[Aim]
Copy out every record below exactly as written, but leave out any pictures.

[Entries supplied]
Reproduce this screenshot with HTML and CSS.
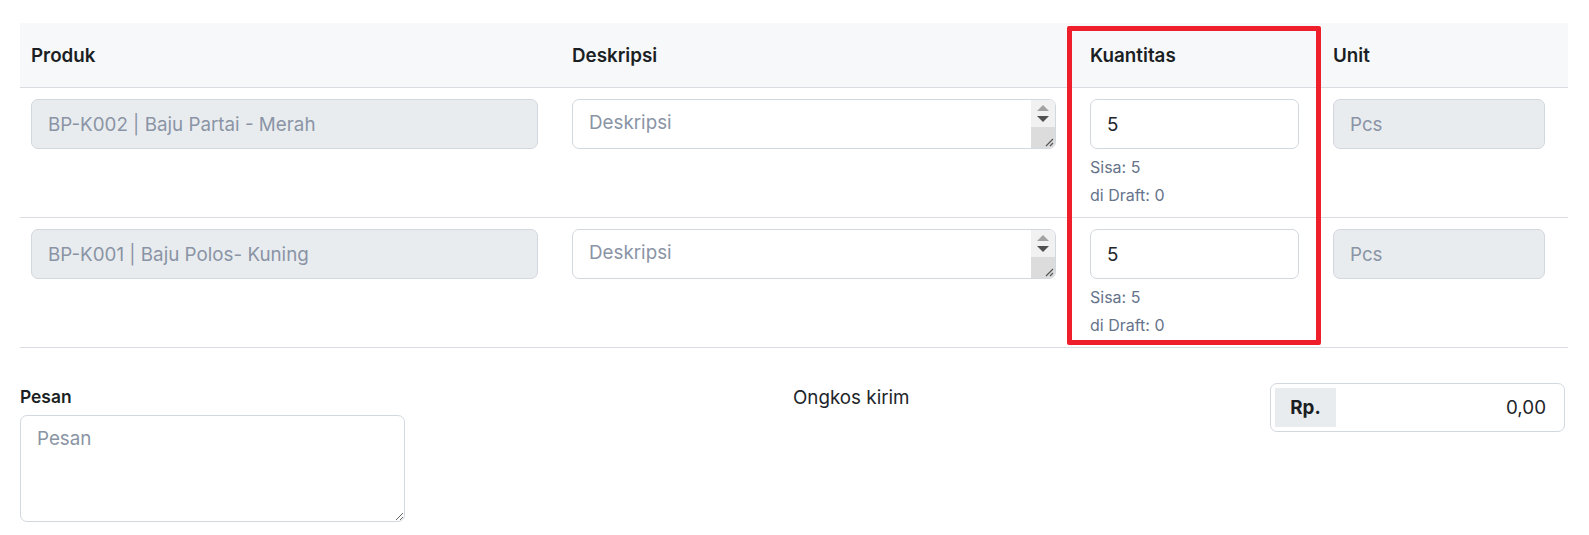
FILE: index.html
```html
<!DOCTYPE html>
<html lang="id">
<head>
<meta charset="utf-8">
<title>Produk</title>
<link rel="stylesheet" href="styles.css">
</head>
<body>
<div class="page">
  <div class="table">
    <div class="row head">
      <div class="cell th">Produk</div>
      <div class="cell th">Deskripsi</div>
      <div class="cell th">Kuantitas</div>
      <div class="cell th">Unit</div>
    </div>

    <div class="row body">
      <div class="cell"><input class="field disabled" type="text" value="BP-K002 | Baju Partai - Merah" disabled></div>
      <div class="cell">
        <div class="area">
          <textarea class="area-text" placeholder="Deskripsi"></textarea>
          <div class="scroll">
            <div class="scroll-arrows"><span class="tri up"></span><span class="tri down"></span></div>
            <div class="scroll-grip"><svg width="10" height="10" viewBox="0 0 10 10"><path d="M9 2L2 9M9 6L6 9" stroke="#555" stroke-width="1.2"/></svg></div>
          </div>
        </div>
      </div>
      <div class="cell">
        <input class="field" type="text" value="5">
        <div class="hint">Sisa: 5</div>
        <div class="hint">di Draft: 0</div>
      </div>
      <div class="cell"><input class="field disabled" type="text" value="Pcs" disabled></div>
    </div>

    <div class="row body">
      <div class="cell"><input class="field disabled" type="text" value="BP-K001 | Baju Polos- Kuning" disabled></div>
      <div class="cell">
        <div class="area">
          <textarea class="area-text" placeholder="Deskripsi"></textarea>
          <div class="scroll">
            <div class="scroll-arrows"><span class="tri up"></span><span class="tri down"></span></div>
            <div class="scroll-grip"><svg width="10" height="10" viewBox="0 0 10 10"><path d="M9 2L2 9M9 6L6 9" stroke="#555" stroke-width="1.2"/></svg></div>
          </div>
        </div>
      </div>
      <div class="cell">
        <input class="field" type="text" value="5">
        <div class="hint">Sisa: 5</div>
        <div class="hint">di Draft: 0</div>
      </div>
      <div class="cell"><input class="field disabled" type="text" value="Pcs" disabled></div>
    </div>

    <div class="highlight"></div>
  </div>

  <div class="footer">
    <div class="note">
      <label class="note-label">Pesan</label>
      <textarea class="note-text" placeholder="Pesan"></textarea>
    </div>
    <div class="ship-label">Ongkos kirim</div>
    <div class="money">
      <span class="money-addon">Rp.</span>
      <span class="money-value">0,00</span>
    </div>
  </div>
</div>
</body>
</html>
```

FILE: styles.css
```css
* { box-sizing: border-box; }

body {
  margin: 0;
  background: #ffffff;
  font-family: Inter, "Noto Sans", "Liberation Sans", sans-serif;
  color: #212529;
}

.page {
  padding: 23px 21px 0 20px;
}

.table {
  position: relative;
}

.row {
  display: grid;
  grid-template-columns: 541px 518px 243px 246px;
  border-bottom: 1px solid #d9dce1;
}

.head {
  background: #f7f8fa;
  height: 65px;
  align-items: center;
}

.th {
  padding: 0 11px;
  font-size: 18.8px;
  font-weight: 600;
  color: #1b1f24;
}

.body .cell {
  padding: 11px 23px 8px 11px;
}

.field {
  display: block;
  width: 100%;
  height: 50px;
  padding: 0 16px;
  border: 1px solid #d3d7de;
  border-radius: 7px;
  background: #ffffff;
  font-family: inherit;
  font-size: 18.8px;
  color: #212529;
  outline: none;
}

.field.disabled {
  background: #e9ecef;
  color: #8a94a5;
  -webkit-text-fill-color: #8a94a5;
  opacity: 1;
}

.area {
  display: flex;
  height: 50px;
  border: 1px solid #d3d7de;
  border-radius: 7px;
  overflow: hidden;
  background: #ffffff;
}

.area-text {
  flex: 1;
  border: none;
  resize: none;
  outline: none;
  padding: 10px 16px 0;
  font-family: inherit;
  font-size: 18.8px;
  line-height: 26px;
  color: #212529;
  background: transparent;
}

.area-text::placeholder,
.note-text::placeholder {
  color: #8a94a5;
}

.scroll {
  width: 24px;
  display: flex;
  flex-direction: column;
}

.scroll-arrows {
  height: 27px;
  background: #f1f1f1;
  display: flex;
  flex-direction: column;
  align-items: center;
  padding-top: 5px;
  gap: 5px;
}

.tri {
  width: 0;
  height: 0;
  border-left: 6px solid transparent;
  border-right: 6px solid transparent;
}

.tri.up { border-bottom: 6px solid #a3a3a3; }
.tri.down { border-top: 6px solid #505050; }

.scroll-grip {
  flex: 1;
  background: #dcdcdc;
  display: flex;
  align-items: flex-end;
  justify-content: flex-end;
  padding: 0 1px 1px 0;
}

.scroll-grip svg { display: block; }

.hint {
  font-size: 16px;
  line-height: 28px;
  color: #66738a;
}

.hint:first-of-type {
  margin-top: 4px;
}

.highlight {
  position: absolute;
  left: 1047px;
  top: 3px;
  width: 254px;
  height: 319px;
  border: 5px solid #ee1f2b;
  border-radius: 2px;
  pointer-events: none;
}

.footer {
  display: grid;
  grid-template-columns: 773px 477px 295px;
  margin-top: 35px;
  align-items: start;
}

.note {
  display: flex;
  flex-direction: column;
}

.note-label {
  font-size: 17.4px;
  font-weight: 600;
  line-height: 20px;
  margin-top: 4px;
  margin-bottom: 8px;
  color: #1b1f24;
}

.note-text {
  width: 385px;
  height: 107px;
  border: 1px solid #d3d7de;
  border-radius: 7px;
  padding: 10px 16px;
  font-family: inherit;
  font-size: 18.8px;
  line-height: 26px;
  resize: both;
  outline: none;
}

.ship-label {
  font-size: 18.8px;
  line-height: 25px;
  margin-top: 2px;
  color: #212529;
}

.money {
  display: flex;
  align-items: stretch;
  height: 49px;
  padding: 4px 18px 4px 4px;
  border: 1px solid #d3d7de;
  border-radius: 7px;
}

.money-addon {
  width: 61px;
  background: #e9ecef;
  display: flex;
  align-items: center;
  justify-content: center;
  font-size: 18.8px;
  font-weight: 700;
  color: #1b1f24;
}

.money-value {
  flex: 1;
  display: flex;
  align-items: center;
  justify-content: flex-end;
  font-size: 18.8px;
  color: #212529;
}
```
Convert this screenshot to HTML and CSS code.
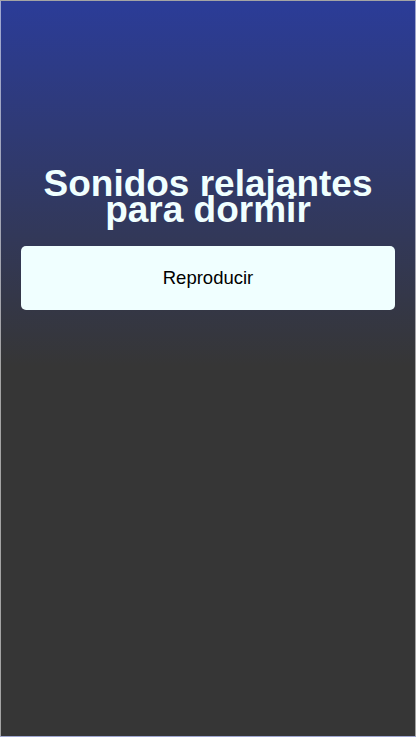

[Result for this task]
Reproduce this screenshot with HTML and CSS.
FILE: index.html
```html
<!DOCTYPE html>
<html lang="id">
<head>
<meta charset="utf-8">
<title>Produk</title>
<link rel="stylesheet" href="styles.css">
</head>
<body>
<div class="page">
  <div class="table">
    <div class="row head">
      <div class="cell th">Produk</div>
      <div class="cell th">Deskripsi</div>
      <div class="cell th">Kuantitas</div>
      <div class="cell th">Unit</div>
    </div>

    <div class="row body">
      <div class="cell"><input class="field disabled" type="text" value="BP-K002 | Baju Partai - Merah" disabled></div>
      <div class="cell">
        <div class="area">
          <textarea class="area-text" placeholder="Deskripsi"></textarea>
          <div class="scroll">
            <div class="scroll-arrows"><span class="tri up"></span><span class="tri down"></span></div>
            <div class="scroll-grip"><svg width="10" height="10" viewBox="0 0 10 10"><path d="M9 2L2 9M9 6L6 9" stroke="#555" stroke-width="1.2"/></svg></div>
          </div>
        </div>
      </div>
      <div class="cell">
        <input class="field" type="text" value="5">
        <div class="hint">Sisa: 5</div>
        <div class="hint">di Draft: 0</div>
      </div>
      <div class="cell"><input class="field disabled" type="text" value="Pcs" disabled></div>
    </div>

    <div class="row body">
      <div class="cell"><input class="field disabled" type="text" value="BP-K001 | Baju Polos- Kuning" disabled></div>
      <div class="cell">
        <div class="area">
          <textarea class="area-text" placeholder="Deskripsi"></textarea>
          <div class="scroll">
            <div class="scroll-arrows"><span class="tri up"></span><span class="tri down"></span></div>
            <div class="scroll-grip"><svg width="10" height="10" viewBox="0 0 10 10"><path d="M9 2L2 9M9 6L6 9" stroke="#555" stroke-width="1.2"/></svg></div>
          </div>
        </div>
      </div>
      <div class="cell">
        <input class="field" type="text" value="5">
        <div class="hint">Sisa: 5</div>
        <div class="hint">di Draft: 0</div>
      </div>
      <div class="cell"><input class="field disabled" type="text" value="Pcs" disabled></div>
    </div>

    <div class="highlight"></div>
  </div>

  <div class="footer">
    <div class="note">
      <label class="note-label">Pesan</label>
      <textarea class="note-text" placeholder="Pesan"></textarea>
    </div>
    <div class="ship-label">Ongkos kirim</div>
    <div class="money">
      <span class="money-addon">Rp.</span>
      <span class="money-value">0,00</span>
    </div>
  </div>
</div>
</body>
</html>
```

FILE: styles.css
```css
* { box-sizing: border-box; }

body {
  margin: 0;
  background: #ffffff;
  font-family: Inter, "Noto Sans", "Liberation Sans", sans-serif;
  color: #212529;
}

.page {
  padding: 23px 21px 0 20px;
}

.table {
  position: relative;
}

.row {
  display: grid;
  grid-template-columns: 541px 518px 243px 246px;
  border-bottom: 1px solid #d9dce1;
}

.head {
  background: #f7f8fa;
  height: 65px;
  align-items: center;
}

.th {
  padding: 0 11px;
  font-size: 18.8px;
  font-weight: 600;
  color: #1b1f24;
}

.body .cell {
  padding: 11px 23px 8px 11px;
}

.field {
  display: block;
  width: 100%;
  height: 50px;
  padding: 0 16px;
  border: 1px solid #d3d7de;
  border-radius: 7px;
  background: #ffffff;
  font-family: inherit;
  font-size: 18.8px;
  color: #212529;
  outline: none;
}

.field.disabled {
  background: #e9ecef;
  color: #8a94a5;
  -webkit-text-fill-color: #8a94a5;
  opacity: 1;
}

.area {
  display: flex;
  height: 50px;
  border: 1px solid #d3d7de;
  border-radius: 7px;
  overflow: hidden;
  background: #ffffff;
}

.area-text {
  flex: 1;
  border: none;
  resize: none;
  outline: none;
  padding: 10px 16px 0;
  font-family: inherit;
  font-size: 18.8px;
  line-height: 26px;
  color: #212529;
  background: transparent;
}

.area-text::placeholder,
.note-text::placeholder {
  color: #8a94a5;
}

.scroll {
  width: 24px;
  display: flex;
  flex-direction: column;
}

.scroll-arrows {
  height: 27px;
  background: #f1f1f1;
  display: flex;
  flex-direction: column;
  align-items: center;
  padding-top: 5px;
  gap: 5px;
}

.tri {
  width: 0;
  height: 0;
  border-left: 6px solid transparent;
  border-right: 6px solid transparent;
}

.tri.up { border-bottom: 6px solid #a3a3a3; }
.tri.down { border-top: 6px solid #505050; }

.scroll-grip {
  flex: 1;
  background: #dcdcdc;
  display: flex;
  align-items: flex-end;
  justify-content: flex-end;
  padding: 0 1px 1px 0;
}

.scroll-grip svg { display: block; }

.hint {
  font-size: 16px;
  line-height: 28px;
  color: #66738a;
}

.hint:first-of-type {
  margin-top: 4px;
}

.highlight {
  position: absolute;
  left: 1047px;
  top: 3px;
  width: 254px;
  height: 319px;
  border: 5px solid #ee1f2b;
  border-radius: 2px;
  pointer-events: none;
}

.footer {
  display: grid;
  grid-template-columns: 773px 477px 295px;
  margin-top: 35px;
  align-items: start;
}

.note {
  display: flex;
  flex-direction: column;
}

.note-label {
  font-size: 17.4px;
  font-weight: 600;
  line-height: 20px;
  margin-top: 4px;
  margin-bottom: 8px;
  color: #1b1f24;
}

.note-text {
  width: 385px;
  height: 107px;
  border: 1px solid #d3d7de;
  border-radius: 7px;
  padding: 10px 16px;
  font-family: inherit;
  font-size: 18.8px;
  line-height: 26px;
  resize: both;
  outline: none;
}

.ship-label {
  font-size: 18.8px;
  line-height: 25px;
  margin-top: 2px;
  color: #212529;
}

.money {
  display: flex;
  align-items: stretch;
  height: 49px;
  padding: 4px 18px 4px 4px;
  border: 1px solid #d3d7de;
  border-radius: 7px;
}

.money-addon {
  width: 61px;
  background: #e9ecef;
  display: flex;
  align-items: center;
  justify-content: center;
  font-size: 18.8px;
  font-weight: 700;
  color: #1b1f24;
}

.money-value {
  flex: 1;
  display: flex;
  align-items: center;
  justify-content: flex-end;
  font-size: 18.8px;
  color: #212529;
}
```
Convert this screenshot to HTML and CSS code.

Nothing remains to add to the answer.